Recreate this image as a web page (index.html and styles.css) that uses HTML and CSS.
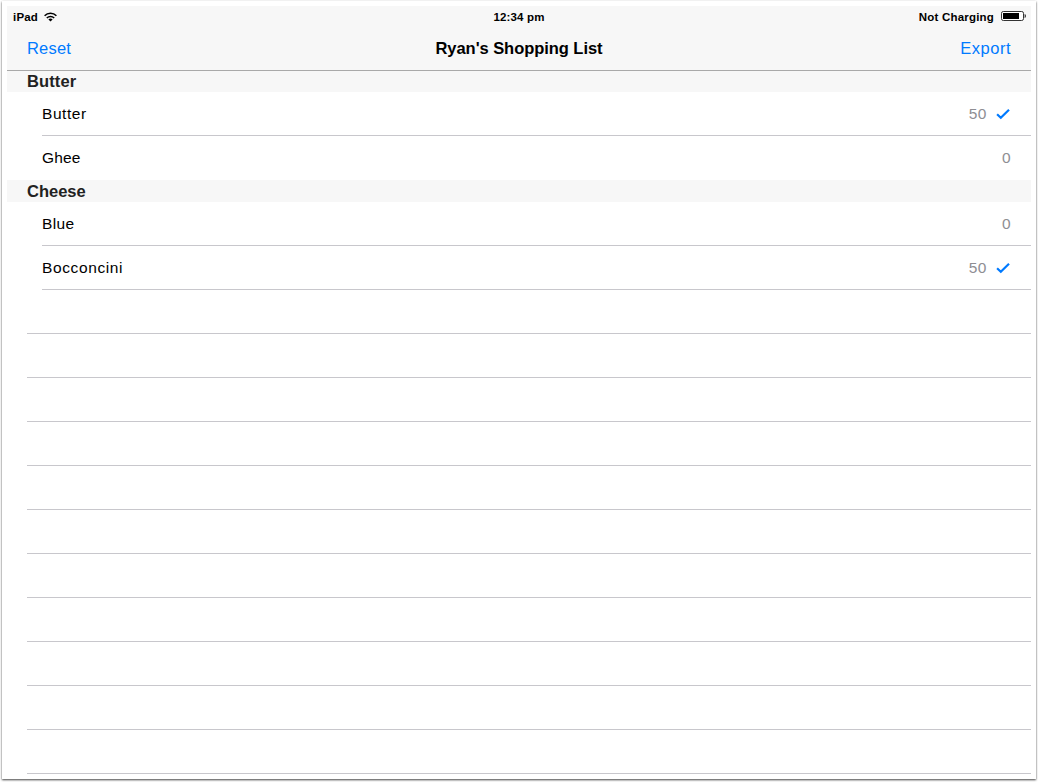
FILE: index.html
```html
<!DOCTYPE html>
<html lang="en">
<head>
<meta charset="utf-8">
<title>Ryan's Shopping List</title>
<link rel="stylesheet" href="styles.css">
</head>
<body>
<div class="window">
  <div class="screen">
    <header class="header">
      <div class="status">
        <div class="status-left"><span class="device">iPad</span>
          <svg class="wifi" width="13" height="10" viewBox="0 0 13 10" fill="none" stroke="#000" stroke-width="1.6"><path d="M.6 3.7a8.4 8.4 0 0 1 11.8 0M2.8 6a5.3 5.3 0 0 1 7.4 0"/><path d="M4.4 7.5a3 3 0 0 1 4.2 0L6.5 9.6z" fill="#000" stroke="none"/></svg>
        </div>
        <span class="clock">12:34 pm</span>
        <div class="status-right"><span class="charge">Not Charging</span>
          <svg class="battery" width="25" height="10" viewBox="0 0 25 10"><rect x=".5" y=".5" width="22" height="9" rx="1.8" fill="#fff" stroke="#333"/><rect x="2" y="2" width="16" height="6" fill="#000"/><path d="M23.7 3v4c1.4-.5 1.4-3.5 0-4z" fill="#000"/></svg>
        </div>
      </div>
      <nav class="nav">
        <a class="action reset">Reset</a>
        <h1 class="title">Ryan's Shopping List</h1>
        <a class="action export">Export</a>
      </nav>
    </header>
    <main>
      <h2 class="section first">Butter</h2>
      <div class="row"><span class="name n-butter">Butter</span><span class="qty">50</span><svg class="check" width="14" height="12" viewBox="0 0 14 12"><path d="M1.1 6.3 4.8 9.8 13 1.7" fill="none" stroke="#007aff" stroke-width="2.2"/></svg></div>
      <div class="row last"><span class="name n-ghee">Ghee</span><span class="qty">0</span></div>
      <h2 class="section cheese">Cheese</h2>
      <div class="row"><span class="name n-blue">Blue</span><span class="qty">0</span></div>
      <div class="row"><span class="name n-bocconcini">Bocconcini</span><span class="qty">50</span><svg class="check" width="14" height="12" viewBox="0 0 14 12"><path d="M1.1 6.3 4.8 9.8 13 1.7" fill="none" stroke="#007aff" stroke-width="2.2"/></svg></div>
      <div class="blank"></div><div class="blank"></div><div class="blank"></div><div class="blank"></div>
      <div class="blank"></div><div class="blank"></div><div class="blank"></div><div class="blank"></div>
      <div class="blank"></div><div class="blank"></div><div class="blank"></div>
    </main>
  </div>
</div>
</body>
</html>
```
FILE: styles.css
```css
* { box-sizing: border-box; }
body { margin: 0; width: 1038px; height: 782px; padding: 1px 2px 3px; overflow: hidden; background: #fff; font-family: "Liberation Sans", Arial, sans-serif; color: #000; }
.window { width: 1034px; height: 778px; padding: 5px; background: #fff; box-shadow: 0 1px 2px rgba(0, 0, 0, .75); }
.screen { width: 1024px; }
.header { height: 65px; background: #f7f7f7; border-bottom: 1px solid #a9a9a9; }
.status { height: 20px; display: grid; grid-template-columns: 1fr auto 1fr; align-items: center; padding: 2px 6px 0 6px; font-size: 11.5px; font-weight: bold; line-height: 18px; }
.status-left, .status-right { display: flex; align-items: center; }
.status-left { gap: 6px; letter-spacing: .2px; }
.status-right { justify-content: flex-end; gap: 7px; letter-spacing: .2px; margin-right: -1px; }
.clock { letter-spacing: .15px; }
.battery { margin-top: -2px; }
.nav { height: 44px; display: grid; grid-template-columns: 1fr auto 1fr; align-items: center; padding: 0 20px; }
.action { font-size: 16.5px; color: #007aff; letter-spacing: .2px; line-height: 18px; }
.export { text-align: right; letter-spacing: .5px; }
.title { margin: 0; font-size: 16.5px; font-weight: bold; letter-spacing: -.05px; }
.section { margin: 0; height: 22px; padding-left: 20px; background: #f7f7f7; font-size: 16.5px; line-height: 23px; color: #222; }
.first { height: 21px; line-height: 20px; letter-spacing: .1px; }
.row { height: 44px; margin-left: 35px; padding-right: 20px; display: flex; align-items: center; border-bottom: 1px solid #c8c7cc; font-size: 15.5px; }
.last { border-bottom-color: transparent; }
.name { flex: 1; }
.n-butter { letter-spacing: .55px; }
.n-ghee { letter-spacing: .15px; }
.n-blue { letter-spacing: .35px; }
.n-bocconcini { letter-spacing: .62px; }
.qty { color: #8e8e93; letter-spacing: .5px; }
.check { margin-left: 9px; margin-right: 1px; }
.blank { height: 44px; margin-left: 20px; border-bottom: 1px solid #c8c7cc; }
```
•••••
= WHAT YOU SHOULD DO =
Reply with only the number of lines in the material above where the string "styles" appears.

= WORKED ANSWER =
3